Here we go again. One by one, Scottish Labour MSPs are calling for their leader, Richard Leonard, to resign. The figure is currently at four, but according to the BBC’s Glenn Campbell there’s more waiting in the wings. Leonard has responded by saying these MSPs were always opposed to his leadership and are waging an “internal war” against him. You are forgiving for wondering: what is it the party actually has left to fight about?
Leonard was depicted as the last Corbynista standing by one of those rebel MSPs, Jenny Marra, in The Times.
“Richard’s leadership was tied from the start to the disaster of Jeremy Corbyn’s project,” she wrote.
But Leonard – who never took to Corbynism with much verve – was quick to give it up upon its demise. He has dutifully got into line with Keir Starmer over all the key questions, and in fact appears less politically independent now than when the left was in charge of the UK party. The election of Jackie Baillie MSP, who had previously been removed from the shadow cabinet by Leonard, as deputy leader, and the anti-Corbyn MP Ian Murray’s return as shadow Scottish secretary has left Leonard boxed in. If this is a left v right split it appears entirely internal to the party in its political dynamics.
Neil Findlay MSP, who is on the left of the party, has claimed that what this is really about is selection processes. A gender balanced list seat system has been mooted, which could see some current male MSPs demoted down the list, and therefore probably out of a job. Leonard suggested on STV last night that many of the rebel MSPs may not survive selection processes. The rebels insist it has nothing to do with holding on to their seats, and is about the fact that Leonard is not the right person to lead them into a Scottish election.
Whatever is really going on, the party is now on the verge of dumping its fourth leader since the 2014 independence referendum. In that time there has been six elections in Scotland, and the party has only came second place in one of them, in 2015, where it won just one MP. In the five subsequent elections it has come no better than third, behind the Tories in all of them. Its best performance by vote share since 2014 was when Corbynism was at its peak, in the 2017 General Election. Whatever happens with Leonard, the party’s problems are chronic, and can’t be solved by getting someone who can ‘cut through with the public’ and all those other horrible leadership cliches. It lost its place as the dominant centre-left force in Scotland because it found itself on the wrong side of its core support in the 2014 referendum, and thus was replaced by the SNP.
There is no rule which says historic party’s are entitled to make a come back. They can just whither into irrelevance. The term Pasokification was coined to describe centre-left parties in Europe which abandoned its base to harsh austerity, and basically disappeared as a relevant electoral force. It was named after the Greek party Pasok, which had went from being the dominant force in Greek politics, winning the General Election in 2009 with 44 per cent of the vote, to fading out of existence six years later, after voters abandoned it wholesale for its complicity in gutting the country on the altar of austerity.

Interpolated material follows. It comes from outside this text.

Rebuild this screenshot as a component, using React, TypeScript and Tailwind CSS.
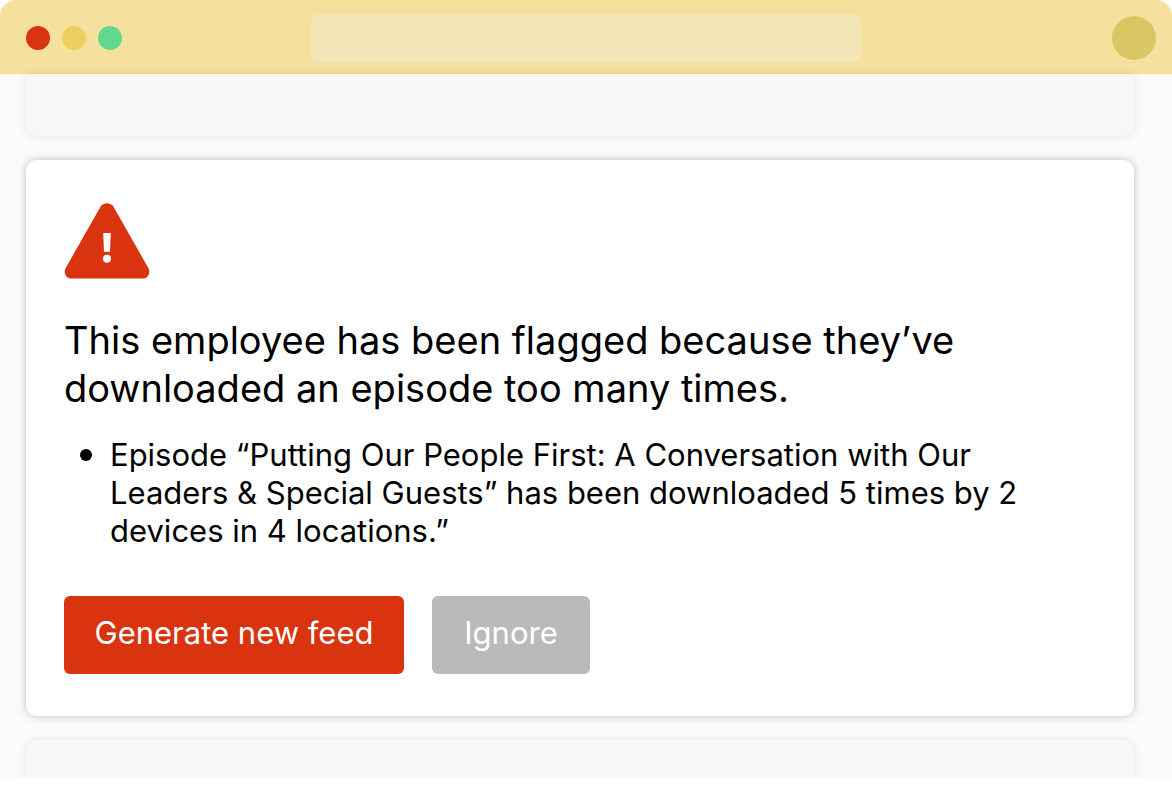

SLabification is a slightly different phenomenon, since it is bone-headed commitment to the UK which sacrificed its base of support, but a similar political dynamic can be observed whereby it can’t learn from the original sin because it is ideologically committed to it. Pasok couldn’t learn from the first ‘Troika’ deal it signed up to even after its vote share had fallen to just 12 per cent, joining a coalition government in 2012 which signed up to a new round of austerity. It’s vote then fell to less than five per cent in 2015 and that was all she wrote.
Having flirted with a sensible position on Scotland’s constitutional future under Corbyn, Scottish Labour is now as committed as it ever was to defending the UK and opposing the right of the Scottish Parliament to hold an independence referendum. Ian Murray MP has even said the party was right to “destroy itself” to help save the Union in 2014. That’s fine if that’s what you genuinely believe, but then don’t expect to do well in elections – the real diehard unionists have their party of choice, and it’s not Labour. Leonard can’t turn around SLabification, but I doubt any leader can.